Last week, I wrote a column for National Review Online about the minimum wage.

http://www.nationalreview.com/article/417280/voters-want-higher-minimum-wage-voters-are-wrong-michael-tanner

Most of the column dealt with some new studies that showed minimum wage increases resulted in job losses and hurt the vary low-wage workers they are designed to help. I also looked at where the Republican presidential candidates stand on the issue. Santorum is in favor of an increase. Rubio and Jindal oppose an increase but support the idea of a minimum wage. The others, including, surprisingly, Jeb, oppose the minimum wage to one degree or another.

In the course of the article, I mentioned that Seattle had recently voted to raise its minimum wage to $15/hour by 2022. I wrote that, while it was too early to know the results of that change, “There has also been a sharp fall-off in the number of firms seeking a business license in the city that has roughly corresponded with the passage of the minimum-wage hike.”

I was wrong.

The information came from looking at the Seattle Business License Database, which I compared with information supplied by economics blogger Evan Soltas. However, searching by specific NAICS code only returns those companies with a description, which is less than the total number of licenses. For every category except drinking places, this difference was not significant, which led me to believe, that the differences between the figures found through this method and Evan’s were directly comparable, especially because the number of licensed businesses had declined from 3829 to 3808 from December 2014 to March 2015 via Evan’s calculations.
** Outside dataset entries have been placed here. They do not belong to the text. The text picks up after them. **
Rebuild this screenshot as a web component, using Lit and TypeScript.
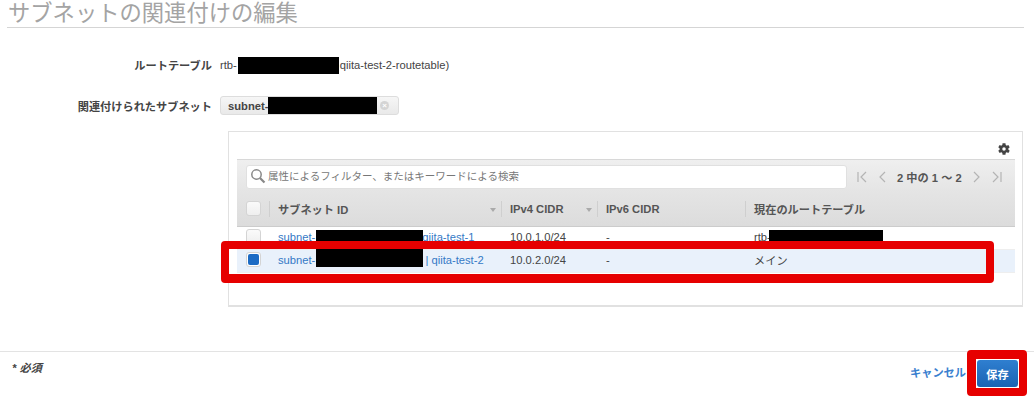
import { LitElement, html, css, svg } from "lit";
import { customElement } from "lit/decorators.js";

const pager = (d: string) => html`<svg class="pg" width="14" height="14" viewBox="0 0 14 14"><path d=${d} fill="none" stroke="#b4b4b4" stroke-width="1.2"/></svg>`;

@customElement("app-root")
export class AppRoot extends LitElement {
  static styles = css`
    :host { display: block; position: relative; width: 1034px; height: 400px; overflow: hidden; background: #fff;
      font-family: "Liberation Sans", "Noto Sans CJK JP", sans-serif; font-size: 11.2px; color: #444; }
    .title { margin: 0 10px 0 7px; height: 25px; padding: 2px 0 0 1px; border-bottom: 1px solid #d5d5d5; font-size: 22.3px; line-height: 24px; font-weight: 400; color: #a4a4a4; box-sizing: content-box; white-space: nowrap; }
    .form { display: flex; flex-direction: column; }
    .row { display: flex; align-items: center; gap: 8px; }
    .row.one { margin-top: 27px; height: 20px; }
    .row.two { margin-top: 21px; height: 20px; }
    .lab { width: 212px; text-align: right; font-weight: 700; color: #444; white-space: nowrap; }
    .gap { display: inline-block; width: 103px; }
    .gap.t { width: 107px; }
    .chip { width: 179px; height: 19px; margin-top: -1px; box-sizing: border-box; border: 1px solid #ddd; border-radius: 3px; background: linear-gradient(#f6f6f6, #e9e9e9); display: flex; align-items: center; justify-content: space-between; padding: 0 9px 0 7px; font-weight: 700; }
    .x { width: 9px; height: 9px; border-radius: 50%; background: #d4d4d4; color: #fff; font-size: 8px; line-height: 9px; text-align: center; font-weight: 700; }
    .panel { margin: 15px 11px 0 228px; height: 176px; box-sizing: border-box; border: 1px solid #e1e1e1; border-bottom-width: 2px; padding: 0 7px 0 8px; display: flex; flex-direction: column; }
    .gearbar { height: 27px; display: flex; justify-content: flex-end; align-items: flex-end; padding: 0 4px 3px 0; box-sizing: border-box; }
    .toolbar { height: 34px; box-sizing: border-box; border-top: 1px solid #d8d8d8; background: linear-gradient(#efefef, #e4e4e4); display: flex; align-items: center; padding: 0 0 0 9px; }
    .search { width: 601px; height: 24px; box-sizing: border-box; border: 1px solid #e0e0e0; border-radius: 3px; background: #fff; display: flex; align-items: center; gap: 2px; padding: 0 0 2px 3px; color: #777; font-size: 10.5px; white-space: nowrap; }
    .pager { margin-left: 8px; display: flex; align-items: center; gap: 6px; font-weight: 700; color: #555; }
    .pagetext { white-space: nowrap; padding: 0 2px; }
    .grid { display: grid; grid-template-columns: 32px 232px 96px 148px 270px; }
    .grid > div { display: flex; align-items: center; padding-left: 9px; box-sizing: border-box; white-space: nowrap; min-width: 0; overflow: hidden; }
    .head > div { height: 34px; padding-bottom: 2px; background: linear-gradient(#e4e4e4, #dcdcdc); border-bottom: 1px solid #ccc; font-weight: 700; color: #555; position: relative; }
    .head > div:not(.cb)::before { content: ""; position: absolute; left: 0; top: 8px; height: 16px; width: 1px; background: #cfcfcf; }
    .caret { position: absolute; right: 5px; top: 15px; border: 3.5px solid transparent; border-top: 4px solid #aaa; border-bottom: 0; }
    .body > div { height: 23px; padding-bottom: 3px; color: #444; border-bottom: 1px solid #eee; }
    .body.sel > div { background: #e9f1fb; }
    .body > div.link { color: #3579c6; }
    .box { width: 15px; height: 15px; box-sizing: border-box; border: 1px solid #d4d4d4; border-radius: 3px; background: linear-gradient(#fafafa, #efefef); }
    .box.on { background: #fff; display: flex; align-items: center; justify-content: center; }
    .box.on i { display: block; width: 11px; height: 11px; border-radius: 2px; background: #1c6bc4; }
    .foot { position: absolute; left: 0; right: 0; top: 351px; height: 49px; border-top: 1px solid #e3e3e3; box-sizing: border-box; display: flex; justify-content: space-between; padding: 9px 16px 0 12px; }
    .req { font-weight: 700; font-style: italic; color: #444; margin-top: -2px; }
    .acts { display: flex; align-items: flex-start; gap: 11px; }
    .cancel { color: #3a80cf; font-weight: 700; margin-top: 3px; white-space: nowrap; }
    .save { width: 41px; height: 27px; border-radius: 3px; margin-top: -1px; background: linear-gradient(#2f7fd0, #1a63b3); color: #fff; font-weight: 700; display: flex; align-items: center; justify-content: center; }
    .black { position: absolute; background: #000; }
    .red { position: absolute; box-sizing: border-box; border: solid #e60000; border-radius: 4px; }
    .r1 { left: 238px; top: 57px; width: 101px; height: 17px; }
    .r2 { left: 268px; top: 97px; width: 109px; height: 17px; }
    .r3 { left: 316px; top: 230px; width: 107px; height: 37px; }
    .r4 { left: 769px; top: 230px; width: 114px; height: 14px; }
    .f1 { left: 221px; top: 241px; width: 773px; height: 42px; border-width: 8px 8px 9px 8px; }
    .f2 { left: 967px; top: 350px; width: 60px; height: 46px; border-width: 9px 8px 8px 9px; }
  `;

  render() {
    return html`
      <div class="title">サブネットの関連付けの編集</div>
      <div class="form">
        <div class="row one"><div class="lab">ルートテーブル</div><div>rtb-<span class="gap"></span>qiita-test-2-routetable)</div></div>
        <div class="row two"><div class="lab">関連付けられたサブネット</div><div class="chip"><span>subnet-</span><span class="x">×</span></div></div>
      </div>
      <div class="panel">
        <div class="gearbar">
          <svg width="14" height="14" viewBox="0 0 24 24"><path fill="#444" fill-rule="evenodd" d="M19.4 13a7.6 7.6 0 0 0 0-2l2.4-1.9-2.3-4-2.9 1.2a7.5 7.5 0 0 0-1.7-1L14.5 2h-5l-.4 3.3a7.5 7.500 0 0 0-1.700 1L4.500 5.100l-2.300 4L4.600 11a7.600 7.600 0 0 0 0 2l-2.400 1.900 2.300 4 2.900-1.200a7.500 7.500 0 0 0 1.700 1l.4 3.300h5l.4-3.300a7.500 7.500 0 0 0 1.700-1l2.900 1.200 2.300-4zM12 15a3 3 0 1 1 0-6 3 3 0 0 1 0 6z"/></svg>
        </div>
        <div class="toolbar">
          <div class="search">
            <svg width="16" height="16" viewBox="0 0 16 16">${svg`<circle cx="6.500" cy="6.500" r="4.700" fill="none" stroke="#888" stroke-width="1.500"/><path d="M10 10l4.500 4.500" stroke="#888" stroke-width="2.200"/>`}</svg>
            属性によるフィルター、またはキーワードによる検索
          </div>
          <div class="pager">
            ${pager("M3 2v10M11 2L6 7l5 5")}${pager("M10 2L5 7l5 5")}
            <span class="pagetext">2 中の 1 ～ 2</span>
            ${pager("M4 2l5 5-5 5")}${pager("M3 2l5 5-5 5M11 2v10")}
          </div>
        </div>
        <div class="grid head">
          <div class="cb"><div class="box"></div></div>
          <div>サブネット ID<span class="caret"></span></div>
          <div>IPv4 CIDR<span class="caret"></span></div>
          <div>IPv6 CIDR</div>
          <div>現在のルートテーブル</div>
        </div>
        <div class="grid body">
          <div class="cb"><div class="box"></div></div>
          <div class="link">subnet-<span class="gap t"></span>qiita-test-1</div>
          <div>10.0.1.0/24</div><div>-</div><div>rtb-</div>
        </div>
        <div class="grid body sel">
          <div class="cb"><div class="box on"><i></i></div></div>
          <div class="link">subnet-<span class="gap t"></span>&nbsp;| qiita-test-2</div>
          <div>10.0.2.0/24</div><div>-</div><div>メイン</div>
        </div>
      </div>
      <div class="foot">
        <div class="req">* 必須</div>
        <div class="acts"><span class="cancel">キャンセル</span><div class="save">保存</div></div>
      </div>
      <div class="black r1"></div><div class="black r2"></div><div class="black r3"></div><div class="black r4"></div>
      <div class="red f1"></div><div class="red f2"></div>
    `;
  }
}
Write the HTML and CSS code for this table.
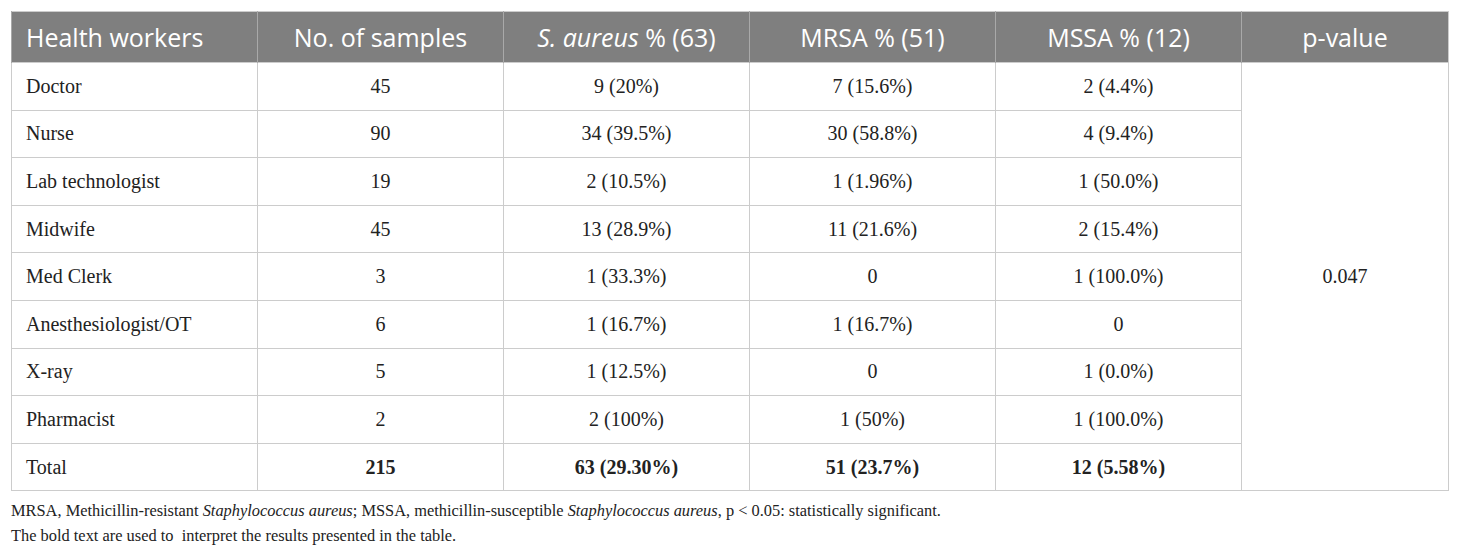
FILE: index.html
```html
<!DOCTYPE html>
<html lang="en">

<head>
  <meta charset="UTF-8">
  <link rel="stylesheet" href="styles.css">
</head>

<body>
  <div class="table-wrap">
    <table class="data-table">
      <thead>
        <tr>
          <th class="col-left">Health workers</th>
          <th>No. of samples</th>
          <th><i>S. aureus</i> % (63)</th>
          <th>MRSA % (51)</th>
          <th>MSSA % (12)</th>
          <th>p-value</th>
        </tr>
      </thead>
      <tbody>
        <tr>
          <td class="col-left">Doctor</td>
          <td>45</td>
          <td>9 (20%)</td>
          <td>7 (15.6%)</td>
          <td>2 (4.4%)</td>
          <td rowspan="9">0.047</td>
        </tr>
        <tr>
          <td class="col-left">Nurse</td>
          <td>90</td>
          <td>34 (39.5%)</td>
          <td>30 (58.8%)</td>
          <td>4 (9.4%)</td>
        </tr>
        <tr>
          <td class="col-left">Lab technologist</td>
          <td>19</td>
          <td>2 (10.5%)</td>
          <td>1 (1.96%)</td>
          <td>1 (50.0%)</td>
        </tr>
        <tr>
          <td class="col-left">Midwife</td>
          <td>45</td>
          <td>13 (28.9%)</td>
          <td>11 (21.6%)</td>
          <td>2 (15.4%)</td>
        </tr>
        <tr>
          <td class="col-left">Med Clerk</td>
          <td>3</td>
          <td>1 (33.3%)</td>
          <td>0</td>
          <td>1 (100.0%)</td>
        </tr>
        <tr>
          <td class="col-left">Anesthesiologist/OT</td>
          <td>6</td>
          <td>1 (16.7%)</td>
          <td>1 (16.7%)</td>
          <td>0</td>
        </tr>
        <tr>
          <td class="col-left">X-ray</td>
          <td>5</td>
          <td>1 (12.5%)</td>
          <td>0</td>
          <td>1 (0.0%)</td>
        </tr>
        <tr>
          <td class="col-left">Pharmacist</td>
          <td>2</td>
          <td>2 (100%)</td>
          <td>1 (50%)</td>
          <td>1 (100.0%)</td>
        </tr>
        <tr>
          <td class="col-left">Total</td>
          <td><b>215</b></td>
          <td><b>63 (29.30%)</b></td>
          <td><b>51 (23.7%)</b></td>
          <td><b>12 (5.58%)</b></td>
        </tr>
      </tbody>
    </table>
    <div class="table-notes">
      <p>MRSA, Methicillin-resistant <i>Staphylococcus aureus</i>; MSSA, methicillin-susceptible <i>Staphylococcus aureus</i>, p &lt; 0.05: statistically significant.</p>
      <p>The bold text are used to &nbsp;interpret the results presented in the table.</p>
    </div>
  </div>
</body>

</html>
```

FILE: styles.css
```css
body {
  margin: 0;
  background: #fff;
  color: #222;
  font-family: "Liberation Serif", serif;
}

.table-wrap {
  padding: 11px 11px 0 11px;
}

.data-table {
  width: 1438px;
  border-collapse: collapse;
  table-layout: fixed;
  border: 1px solid #ccc;
}

.data-table th {
  height: 51px;
  padding: 0 14px;
  background: #7f7f7f;
  color: #fff;
  font-family: "Open Sans", sans-serif;
  font-weight: normal;
  font-size: 25px;
  text-align: center;
  border-left: 1px solid #a9a9a9;
  box-sizing: border-box;
}

.data-table th:nth-child(-n+5) {
  width: 246px;
}

.data-table td {
  height: 47.6px;
  padding: 0 14px;
  font-size: 20px;
  text-align: center;
  border: 1px solid #ccc;
  box-sizing: border-box;
}

.data-table .col-left {
  text-align: left;
}

.table-notes {
  padding-top: 8px;
  font-size: 16.4px;
  line-height: 24.5px;
}

.table-notes p {
  margin: 0;
}
```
The vast majority of the drop-off was concentrated in code Drinking Places (alcoholic beverages) and with this reduction the aggregate number of licensed business in the categories analyzed was lower. Thinking this odd, I hads my research assistant contact Evan to see if he had any thoughts on the matter. He later responded that he did not see the same effect, and that he used the index of the 100 most popular North American Industry Classification System codes for his results, which showed business licenses both with and without description. In using the index , we saw that there was a discrepancy between the licenses listed with descriptions in Drinking Places (275) and the total amount of licenses listed (currently 403).

The net result is that, while there has indeed been a decline in some categories such as “limited service restaurants,” there has not been an overall decline in business applications in the food and beverage industry.
By that time I was able to determine this, my NRO column had not only been printed, it had been picked up by other outlets. Mistake compounded.

I believe the basic article remains accurate, but clearly, in commenting on Seattle business licenses, I blew it. I regret the error.